Even before the Supreme Court decision on Obamacare was handed down yesterday the markets were selling off hard.
They were tanking on news that the latest European summit was unlikely to be a game-changer, that U.S. gross domestic product was a paltry 1.9% in the first quarter, and a New York Times
story that JPMorgan Chase's derivatives loss could top $9 billion.
Then came the long-awaited decision from the country's highest court on the divisive healthcare law, the Patient Protection and Affordable Care Act, which unhinged markets further.
The Court's historic decision shook the markets for several reasons.
But the single overriding effect of the mixed-bag decision will be its impact on markets going forward.
That's because the divided decision further fuels partisan politics going into the November elections and sets the stage for an all-or-nothing battle between Republicans and Democrats.
The chances of there being any compromise anywhere on any divisive issues before the elections is now mathematically zero, where before it was somewhere between slim and none.
The Bigger Issues Behind the Obamacare Ruling
What the markets now face aren't just healthcare, tax and spending issues.
As a result of the Court's stunning decision, we face something much bigger -- Constitutional issues of the highest and deepest order.
The High Court, with Chief Justice John Roberts unexpectedly siding with the Court's four liberal justices, rendered a 5-4 victory for President Barack Obama's prized legislation.
The ruling upholds the "individual mandate" that requires citizens to either pay for "minimum essential" health insurance or pay a "penalty" through the IRS as a "tax" towards offsetting the shared costs of national healthcare.

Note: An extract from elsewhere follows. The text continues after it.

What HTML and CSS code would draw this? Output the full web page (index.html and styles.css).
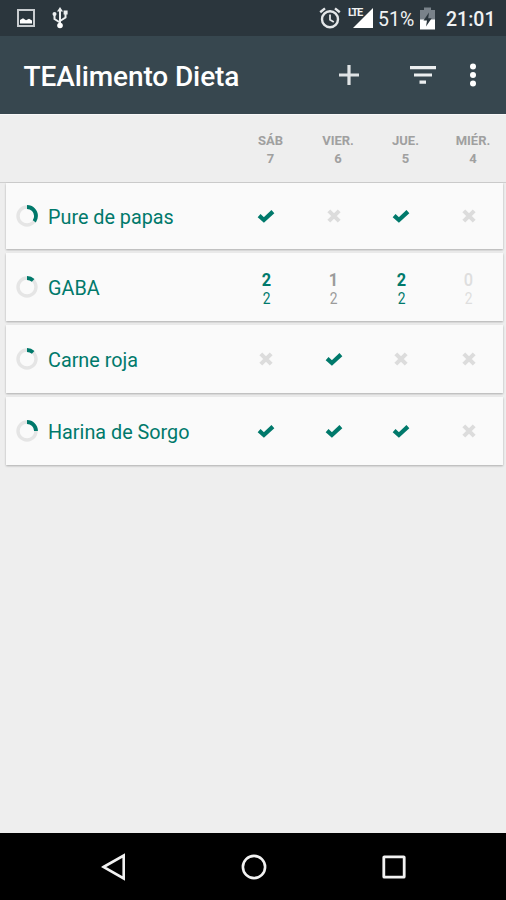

But the Court also struck down the Act's provision allowing the Federal Government to effectively "hold a gun to the head" of states if they failed to increase Medicaid benefits, largely expanded under the new law.
In its original form, states could lose all Federal funding of Medicaid for non-compliance with Federal demands.
By its decision the Court effectively admitted that the Commerce Clause argument underpinning the individual mandate's Constitutionality was null and void.
But while they said that the individual mandate that "forced" citizens to buy health insurance wasn't intended as a "command" that fell under the Commerce Clause, they incongruously flipped the argument on its head and agreed (by a one-vote majority) that the mandate was legal under Congress' authority to "tax" citizens for the benefit of the nation.